Records follow. Copy every line with "this".

------------------------

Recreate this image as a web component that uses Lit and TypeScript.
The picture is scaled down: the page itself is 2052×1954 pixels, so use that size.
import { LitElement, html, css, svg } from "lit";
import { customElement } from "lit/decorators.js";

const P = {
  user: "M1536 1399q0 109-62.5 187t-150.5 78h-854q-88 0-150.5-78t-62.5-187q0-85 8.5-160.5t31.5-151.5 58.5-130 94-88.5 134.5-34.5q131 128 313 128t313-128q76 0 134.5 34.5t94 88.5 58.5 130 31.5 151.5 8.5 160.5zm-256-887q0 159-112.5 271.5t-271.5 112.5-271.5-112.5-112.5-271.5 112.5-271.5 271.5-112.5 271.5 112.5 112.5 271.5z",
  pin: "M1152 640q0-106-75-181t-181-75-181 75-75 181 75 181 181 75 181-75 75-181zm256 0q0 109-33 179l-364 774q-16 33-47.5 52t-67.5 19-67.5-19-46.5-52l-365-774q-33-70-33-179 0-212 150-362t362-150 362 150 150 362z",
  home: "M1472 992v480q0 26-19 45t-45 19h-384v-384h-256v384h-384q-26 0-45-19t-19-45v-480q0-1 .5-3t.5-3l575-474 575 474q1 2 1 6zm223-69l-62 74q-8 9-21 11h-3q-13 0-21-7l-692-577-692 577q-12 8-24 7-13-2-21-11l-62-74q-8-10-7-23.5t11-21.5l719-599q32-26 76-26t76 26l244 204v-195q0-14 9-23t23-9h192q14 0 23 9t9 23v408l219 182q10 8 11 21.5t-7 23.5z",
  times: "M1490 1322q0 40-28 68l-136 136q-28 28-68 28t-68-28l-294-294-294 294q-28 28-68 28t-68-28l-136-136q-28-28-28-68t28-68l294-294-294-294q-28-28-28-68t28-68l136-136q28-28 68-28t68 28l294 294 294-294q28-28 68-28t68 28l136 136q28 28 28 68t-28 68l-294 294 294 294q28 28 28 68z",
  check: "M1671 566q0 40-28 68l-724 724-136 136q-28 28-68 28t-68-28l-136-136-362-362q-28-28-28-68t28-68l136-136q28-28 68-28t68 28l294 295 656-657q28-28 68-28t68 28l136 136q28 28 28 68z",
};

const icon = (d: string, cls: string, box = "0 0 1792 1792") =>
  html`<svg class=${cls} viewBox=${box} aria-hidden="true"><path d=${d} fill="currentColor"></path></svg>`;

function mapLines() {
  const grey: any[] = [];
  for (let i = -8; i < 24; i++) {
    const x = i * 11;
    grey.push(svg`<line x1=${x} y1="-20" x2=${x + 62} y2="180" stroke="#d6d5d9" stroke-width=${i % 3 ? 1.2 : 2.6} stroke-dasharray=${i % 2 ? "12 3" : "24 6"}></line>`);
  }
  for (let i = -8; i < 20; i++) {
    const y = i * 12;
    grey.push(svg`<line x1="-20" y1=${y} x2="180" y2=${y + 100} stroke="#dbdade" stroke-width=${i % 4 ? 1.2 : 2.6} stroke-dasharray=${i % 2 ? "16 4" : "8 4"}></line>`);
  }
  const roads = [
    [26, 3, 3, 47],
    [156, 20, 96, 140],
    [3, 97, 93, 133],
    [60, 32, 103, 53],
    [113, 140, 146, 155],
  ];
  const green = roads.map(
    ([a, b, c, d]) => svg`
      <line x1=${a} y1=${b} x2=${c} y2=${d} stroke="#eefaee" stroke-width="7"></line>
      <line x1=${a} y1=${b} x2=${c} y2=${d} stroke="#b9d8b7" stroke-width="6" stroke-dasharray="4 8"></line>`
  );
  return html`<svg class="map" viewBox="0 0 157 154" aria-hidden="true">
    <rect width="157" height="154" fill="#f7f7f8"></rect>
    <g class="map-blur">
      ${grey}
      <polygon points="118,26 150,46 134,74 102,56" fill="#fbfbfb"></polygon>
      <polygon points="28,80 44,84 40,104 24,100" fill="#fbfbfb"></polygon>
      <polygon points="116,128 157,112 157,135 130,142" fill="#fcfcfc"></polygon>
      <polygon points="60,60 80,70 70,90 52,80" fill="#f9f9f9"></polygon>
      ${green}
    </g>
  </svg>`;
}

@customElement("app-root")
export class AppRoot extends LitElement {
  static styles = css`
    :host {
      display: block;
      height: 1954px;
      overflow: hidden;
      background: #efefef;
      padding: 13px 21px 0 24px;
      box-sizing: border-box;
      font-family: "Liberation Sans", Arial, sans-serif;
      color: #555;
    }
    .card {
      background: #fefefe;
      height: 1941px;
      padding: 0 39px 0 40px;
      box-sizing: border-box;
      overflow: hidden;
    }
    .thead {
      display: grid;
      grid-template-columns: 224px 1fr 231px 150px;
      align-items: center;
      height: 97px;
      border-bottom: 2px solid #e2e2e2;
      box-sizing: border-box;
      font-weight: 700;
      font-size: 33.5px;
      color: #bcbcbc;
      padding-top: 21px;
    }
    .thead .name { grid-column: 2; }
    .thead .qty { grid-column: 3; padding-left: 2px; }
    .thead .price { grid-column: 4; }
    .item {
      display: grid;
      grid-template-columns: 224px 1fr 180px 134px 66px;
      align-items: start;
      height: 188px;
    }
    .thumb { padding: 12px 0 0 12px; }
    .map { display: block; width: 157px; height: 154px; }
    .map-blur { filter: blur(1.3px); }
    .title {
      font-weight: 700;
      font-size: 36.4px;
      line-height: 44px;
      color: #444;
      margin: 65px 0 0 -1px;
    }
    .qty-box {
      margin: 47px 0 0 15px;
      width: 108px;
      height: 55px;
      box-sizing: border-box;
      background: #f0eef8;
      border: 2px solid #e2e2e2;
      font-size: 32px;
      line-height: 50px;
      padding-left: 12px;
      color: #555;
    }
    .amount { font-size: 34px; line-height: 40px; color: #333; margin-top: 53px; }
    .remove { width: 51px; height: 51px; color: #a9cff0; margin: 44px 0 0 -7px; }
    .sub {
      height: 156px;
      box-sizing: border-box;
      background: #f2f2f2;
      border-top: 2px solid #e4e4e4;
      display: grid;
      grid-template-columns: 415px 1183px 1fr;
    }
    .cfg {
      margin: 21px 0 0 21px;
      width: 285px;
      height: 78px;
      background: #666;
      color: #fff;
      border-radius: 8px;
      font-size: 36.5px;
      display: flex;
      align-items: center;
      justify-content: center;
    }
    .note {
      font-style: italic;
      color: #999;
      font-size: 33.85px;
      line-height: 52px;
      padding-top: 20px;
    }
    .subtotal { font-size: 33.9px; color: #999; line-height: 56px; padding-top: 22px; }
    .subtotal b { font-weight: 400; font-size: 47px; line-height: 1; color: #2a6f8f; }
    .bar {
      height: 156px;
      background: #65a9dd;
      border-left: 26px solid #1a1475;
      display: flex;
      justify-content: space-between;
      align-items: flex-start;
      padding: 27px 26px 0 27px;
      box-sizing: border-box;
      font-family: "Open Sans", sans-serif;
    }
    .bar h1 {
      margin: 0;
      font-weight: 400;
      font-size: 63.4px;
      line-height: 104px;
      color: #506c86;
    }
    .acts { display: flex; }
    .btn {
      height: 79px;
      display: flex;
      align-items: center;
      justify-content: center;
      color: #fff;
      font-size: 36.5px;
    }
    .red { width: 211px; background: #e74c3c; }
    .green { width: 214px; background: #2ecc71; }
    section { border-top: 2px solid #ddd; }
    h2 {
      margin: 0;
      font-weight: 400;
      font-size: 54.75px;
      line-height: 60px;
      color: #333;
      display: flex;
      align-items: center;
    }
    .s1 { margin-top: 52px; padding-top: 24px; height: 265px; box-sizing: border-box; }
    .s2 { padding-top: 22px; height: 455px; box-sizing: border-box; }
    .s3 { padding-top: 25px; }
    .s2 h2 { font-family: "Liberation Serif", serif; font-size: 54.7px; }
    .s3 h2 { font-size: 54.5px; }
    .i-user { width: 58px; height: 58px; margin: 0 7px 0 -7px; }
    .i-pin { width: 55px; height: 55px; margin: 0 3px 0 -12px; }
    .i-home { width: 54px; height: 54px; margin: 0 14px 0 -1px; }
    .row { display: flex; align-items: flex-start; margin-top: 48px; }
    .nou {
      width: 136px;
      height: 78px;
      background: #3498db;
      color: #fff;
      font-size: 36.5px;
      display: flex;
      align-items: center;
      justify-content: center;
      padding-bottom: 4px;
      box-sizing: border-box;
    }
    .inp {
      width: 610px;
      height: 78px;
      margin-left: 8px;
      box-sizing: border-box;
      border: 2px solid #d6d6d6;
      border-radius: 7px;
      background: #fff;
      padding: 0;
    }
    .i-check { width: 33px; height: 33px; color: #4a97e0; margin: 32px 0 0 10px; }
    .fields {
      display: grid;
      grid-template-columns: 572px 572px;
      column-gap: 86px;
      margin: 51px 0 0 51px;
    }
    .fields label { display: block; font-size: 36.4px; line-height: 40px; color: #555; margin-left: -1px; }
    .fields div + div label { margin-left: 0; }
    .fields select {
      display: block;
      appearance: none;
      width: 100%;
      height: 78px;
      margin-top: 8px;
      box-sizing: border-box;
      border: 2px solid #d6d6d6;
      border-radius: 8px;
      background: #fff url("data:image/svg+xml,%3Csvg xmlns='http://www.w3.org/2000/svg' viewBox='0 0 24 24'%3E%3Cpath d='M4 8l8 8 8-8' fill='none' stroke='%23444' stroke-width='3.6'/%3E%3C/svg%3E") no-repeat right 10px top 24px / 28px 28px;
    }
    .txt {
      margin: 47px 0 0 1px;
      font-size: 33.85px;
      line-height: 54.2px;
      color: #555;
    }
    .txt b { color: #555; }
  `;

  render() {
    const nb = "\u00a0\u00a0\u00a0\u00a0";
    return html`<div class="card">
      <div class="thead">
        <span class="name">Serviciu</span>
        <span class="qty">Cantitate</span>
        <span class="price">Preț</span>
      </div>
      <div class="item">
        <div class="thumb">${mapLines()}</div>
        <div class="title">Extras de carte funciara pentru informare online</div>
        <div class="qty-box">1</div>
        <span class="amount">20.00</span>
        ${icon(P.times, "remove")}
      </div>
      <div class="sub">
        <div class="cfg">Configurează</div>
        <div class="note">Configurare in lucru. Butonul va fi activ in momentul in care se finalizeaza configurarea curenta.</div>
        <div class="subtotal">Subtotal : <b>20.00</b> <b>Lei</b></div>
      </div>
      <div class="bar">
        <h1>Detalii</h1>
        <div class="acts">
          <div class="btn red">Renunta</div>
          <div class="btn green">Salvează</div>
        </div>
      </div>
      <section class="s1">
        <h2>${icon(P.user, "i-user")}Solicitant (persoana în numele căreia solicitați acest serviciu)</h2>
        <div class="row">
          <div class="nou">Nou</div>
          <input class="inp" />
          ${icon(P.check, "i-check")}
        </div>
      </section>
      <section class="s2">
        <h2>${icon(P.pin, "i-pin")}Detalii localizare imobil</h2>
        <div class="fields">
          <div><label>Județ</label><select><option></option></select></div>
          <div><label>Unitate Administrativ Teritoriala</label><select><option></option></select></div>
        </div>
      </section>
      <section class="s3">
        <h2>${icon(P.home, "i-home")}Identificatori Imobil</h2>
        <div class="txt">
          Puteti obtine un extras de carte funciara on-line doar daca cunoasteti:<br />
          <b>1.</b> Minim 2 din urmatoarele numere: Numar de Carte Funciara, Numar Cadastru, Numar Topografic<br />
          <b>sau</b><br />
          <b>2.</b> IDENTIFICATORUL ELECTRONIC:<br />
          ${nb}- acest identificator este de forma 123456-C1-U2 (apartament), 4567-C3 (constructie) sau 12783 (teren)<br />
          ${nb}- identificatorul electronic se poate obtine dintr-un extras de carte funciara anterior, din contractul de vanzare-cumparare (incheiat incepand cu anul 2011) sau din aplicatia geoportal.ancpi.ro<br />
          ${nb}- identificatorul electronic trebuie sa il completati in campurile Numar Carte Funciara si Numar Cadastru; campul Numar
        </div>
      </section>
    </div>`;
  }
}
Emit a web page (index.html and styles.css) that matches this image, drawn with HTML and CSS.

------------------------

• [Solved problem]
Recreate this image as a web component that uses Lit and TypeScript.
Emit a web page (index.html and styles.css) that matches this image, drawn with HTML and CSS.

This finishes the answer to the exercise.